Legacy ERP gets new validation
June 19, 2006
MANMAN, the venerable ERP application used by hundreds of HP 3000 customers even today, has a new validation. Crawford Software, an independent consulting firm that specializes in HP 3000s and VAX implementations of MANMAN, said one of their medical device manufacturing clients has had MANMAN validated for use in projects submitted for US Food and Drug Administration (FDA) approval.
The subject surfaced on the MANMAN mailing list while Terry Simpkins was asking if MANMAN had ever been FDA validated. Terri Glendon Lanza, another MANMAN specialist, reported that a client of hers brought in outside test experts to earn their validation:
They undertook this task by contracting a specialist from a validation vendor. The site's IT staff ran many tests that showed the inputs generated the expected outputs. The consultant audited these tests, signed off, and wrote all the reports to submit for certification.
The tests generated several thousand pages of log captures and screen prints which went into binders. These are used when customers ask to see their validation records.
Nothing has happened to change HP's march away from the HP 3000 market. But the users of MANMAN seem to be among those slowest to follow HP's recommended footsteps. ERP apps are complex, costly and take years to move. Companies like Crawford, Lanza's ASK Terri and the Support Group inc. still make a lively business of writing software and consulting to the MANMAN community. Some are migrating. Many are staying quite awhile; some have no plans to move.
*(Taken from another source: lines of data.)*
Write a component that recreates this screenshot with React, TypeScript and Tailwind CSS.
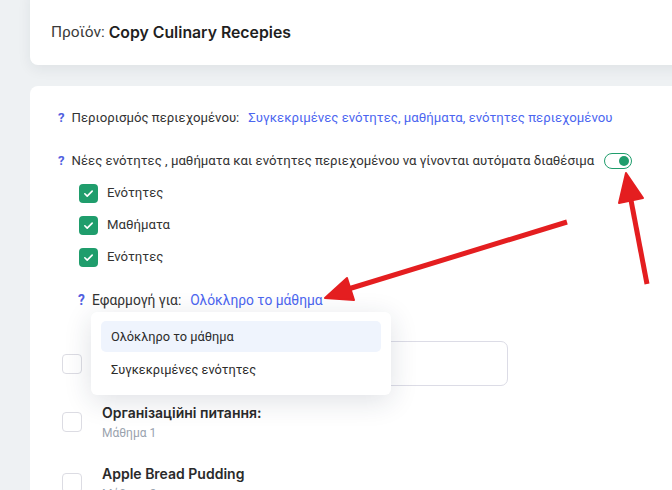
import React from 'react';

const greek = "font-['Roboto','Noto_Sans',sans-serif]";
const latin = "font-['Inter','Roboto',sans-serif]";

// Green checked box with a white tick
const CheckedBox = () => (
  <span className="flex h-[19px] w-[19px] items-center justify-center rounded-[4px] bg-[#1f9d6c]">
    <svg width="11" height="11" viewBox="0 0 12 12" fill="none">
      <path d="M2 6.3l2.6 2.6L10 3.4" stroke="white" strokeWidth="1.8" strokeLinecap="round" strokeLinejoin="round" />
    </svg>
  </span>
);

const EmptyBox = () => <span className="block h-[20px] w-[20px] shrink-0 rounded-[4px] border border-[#dcdce3] bg-white" />;

const Hint = () => <span className="mr-[7px] font-bold text-[#5160e0]">?</span>;

const sections = ['Ενότητες', 'Μαθήματα', 'Ενότητες'];

const lessons = [
  { title: 'Організаційні питання:', sub: 'Μάθημα 1' },
  { title: 'Apple Bread Pudding', sub: 'Μάθημα 2' },
];

export default function App() {
  return (
    <div className={`relative h-[490px] w-[672px] overflow-hidden bg-[#eef1f3] ${greek}`}>
      {/* product header */}
      <div className="-mt-3 pl-[30px]">
        <div className="flex h-[77px] w-[680px] items-center rounded-[8px] bg-white pl-[21px] pt-3 shadow-[0_4px_14px_rgba(30,40,60,0.07)]">
          <span className="text-[15.5px] text-[#3a3a3a]">Προϊόν: </span>
          <span className={`ml-1 text-[15.8px] font-semibold text-[#1f1f1f] ${latin}`}>Copy Culinary Recepies</span>
        </div>
      </div>

      {/* content settings */}
      <div className="mt-[21px] pl-[30px]">
        <div className="w-[680px] rounded-tl-[8px] bg-white pb-10 pt-[22px]">
          <div className="pl-[28px] text-[13.2px] leading-5 text-[#333]">
            <div className="flex items-center">
              <Hint />
              <span>Περιορισμός περιεχομένου:</span>
              <span className="ml-[9px] text-[#4c66f0]">Συγκεκριμένες ενότητες, μαθήματα, ενότητες περιεχομένου</span>
            </div>

            <div className="mt-[23px] flex items-center">
              <Hint />
              <span>Νέες ενότητες , μαθήματα και ενότητες περιεχομένου να γίνονται αυτόματα διαθέσιμα</span>
              <span className="ml-[10px] flex h-4 w-7 items-center justify-end rounded-full border-[1.5px] border-[#1f9d6c] pr-[2px]">
                <span className="h-[10px] w-[10px] rounded-full bg-[#1f9d6c]" />
              </span>
            </div>

            <div className="ml-[21px] mt-3 flex flex-col gap-3">
              {sections.map((s, i) => (
                <div key={i} className="flex h-5 items-center gap-[9px]">
                  <CheckedBox />
                  <span>{s}</span>
                </div>
              ))}
            </div>

            <div className="relative ml-5 mt-[23px] flex items-center text-[13.8px]">
              <Hint />
              <span>Εφαρμογή για:</span>
              <span className="ml-[9px] text-[#4c66f0]">Ολόκληρο το μάθημα</span>

              {/* open select menu */}
              <div className="absolute left-[13px] top-[22px] z-10 flex w-[300px] flex-col gap-[2px] rounded-[6px] bg-white p-[10px] pt-[9px] text-[12.8px] text-[#2b2b2b] shadow-[0_6px_28px_rgba(30,40,70,0.14)]">
                <div className="flex h-[31px] items-center rounded-[5px] bg-[#eff4fd] px-[10px]">Ολόκληρο το μάθημα</div>
                <div className="flex h-[31px] items-center px-[10px]">Συγκεκριμένες ενότητες</div>
              </div>
            </div>
          </div>

          {/* lesson picker */}
          <div className="mt-[31px] pl-[32px]">
            <div className="flex items-center gap-[18px]">
              <EmptyBox />
              <div className="h-[45px] w-[408px] rounded-[7px] border border-[#dcdce6] bg-white" />
            </div>

            <div className="mt-[17px] flex flex-col gap-[22px]">
              {lessons.map((l) => (
                <div key={l.title} className="flex items-start gap-[20px]">
                  <div className="pt-[9px]">
                    <EmptyBox />
                  </div>
                  <div>
                    <div className={`text-[14px] font-semibold leading-5 text-[#2a2a2a] ${latin}`}>{l.title}</div>
                    <div className="mt-[1px] text-[12px] leading-[18px] text-[#9aa3ae]">{l.sub}</div>
                  </div>
                </div>
              ))}
            </div>
          </div>
        </div>
      </div>

      {/* red callout arrows */}
      <svg className="pointer-events-none absolute left-0 top-0 z-20" width="672" height="490">
        <g fill="#e41e20" stroke="#e41e20" strokeLinejoin="round">
          <line x1="567" y1="222" x2="345" y2="290" strokeWidth="5" />
          <polygon points="325,298 347,278 354,300" strokeWidth="2" />
          <line x1="647" y1="284" x2="630" y2="195" strokeWidth="5" />
          <polygon points="626,173 643,198 619,203" strokeWidth="2" />
        </g>
      </svg>
    </div>
  );
}
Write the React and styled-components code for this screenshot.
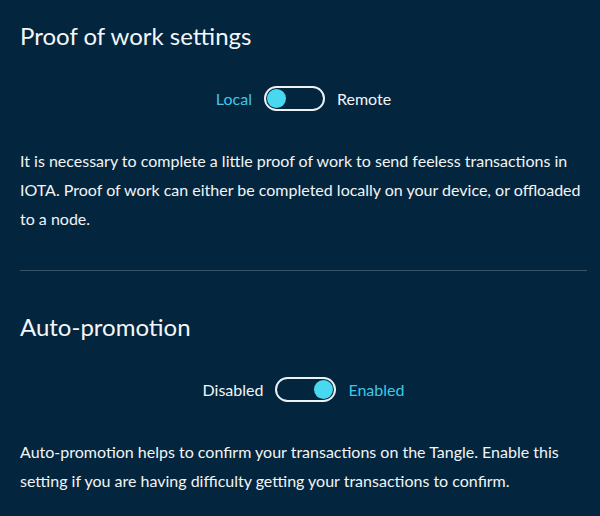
import React, { useState } from 'react'
import styled, { createGlobalStyle, css } from 'styled-components'

const GlobalStyle = createGlobalStyle`
  html, body {
    margin: 0;
    padding: 0;
    background: #03263e;
  }
  body {
    font-family: Lato, "Open Sans", sans-serif;
    color: #f2f4f6;
  }
`

const Page = styled.div`
  width: 600px;
  height: 516px;
  box-sizing: border-box;
  padding: 20px 13px 0 20px;
  background: #03263e;
  overflow: hidden;
`

const Section = styled.section`
  padding-bottom: 37px;
  ${props =>
    props.divided &&
    css`
      border-bottom: 1px solid #3a5467;
      margin-bottom: 40px;
    `}
`

const Title = styled.h2`
  margin: 0;
  font-size: 24px;
  font-weight: 400;
  line-height: 32px;
  color: #f4f6f8;
`

const ToggleRow = styled.div`
  display: flex;
  align-items: center;
  justify-content: center;
  gap: 12px;
  margin: 34px 0 35px;
  font-size: 16px;
`

const Label = styled.span`
  color: ${props => (props.active ? '#3fc6e6' : '#f2f4f6')};
  cursor: pointer;
`

const Switch = styled.button`
  position: relative;
  width: 61px;
  height: 25px;
  box-sizing: border-box;
  border: 2px solid #eef1f4;
  border-radius: 13px;
  background: transparent;
  padding: 0;
  cursor: pointer;
  &::after {
    content: '';
    position: absolute;
    top: 1px;
    left: ${props => (props.on ? '37px' : '1px')};
    width: 19px;
    height: 19px;
    border-radius: 50%;
    background: #48d9f1;
  }
`

const Text = styled.p`
  margin: 0;
  font-size: 16px;
  line-height: 29px;
  color: #f2f4f6;
`

const Toggle = ({ left, right, on, onChange }) => (
  <ToggleRow>
    <Label active={!on} onClick={() => onChange(false)}>{left}</Label>
    <Switch on={on} onClick={() => onChange(!on)} />
    <Label active={on} onClick={() => onChange(true)}>{right}</Label>
  </ToggleRow>
)

export default function App() {
  const [remote, setRemote] = useState(false)
  const [promote, setPromote] = useState(true)

  return (
    <>
      <GlobalStyle />
      <Page>
        <Section divided>
          <Title>Proof of work settings</Title>
          <Toggle left='Local' right='Remote' on={remote} onChange={setRemote} />
          <Text>
            It is necessary to complete a little proof of work to send feeless
            transactions in IOTA. Proof of work can either be completed locally
            on your device, or offloaded to a node.
          </Text>
        </Section>
        <Section>
          <Title>Auto-promotion</Title>
          <Toggle left='Disabled' right='Enabled' on={promote} onChange={setPromote} />
          <Text>
            Auto-promotion helps to confirm your transactions on the Tangle.
            Enable this setting if you are having difficulty getting your
            transactions to confirm.
          </Text>
        </Section>
      </Page>
    </>
  )
}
It's important to note that Crawford's FDA-validated client is running MANMAN on a VAX system from Digital — er, HP, now. But the HP 3000 verson of MANMAN has been and can be validated by the FDA. Keeping pace with outside organizations' IT demands — that's a mark of a well-engineered system, run by IT professionals. HP 3000 customers can be confident that if they can blaze a trail through the paperwork, their systems will stand up to Federal scrutiny.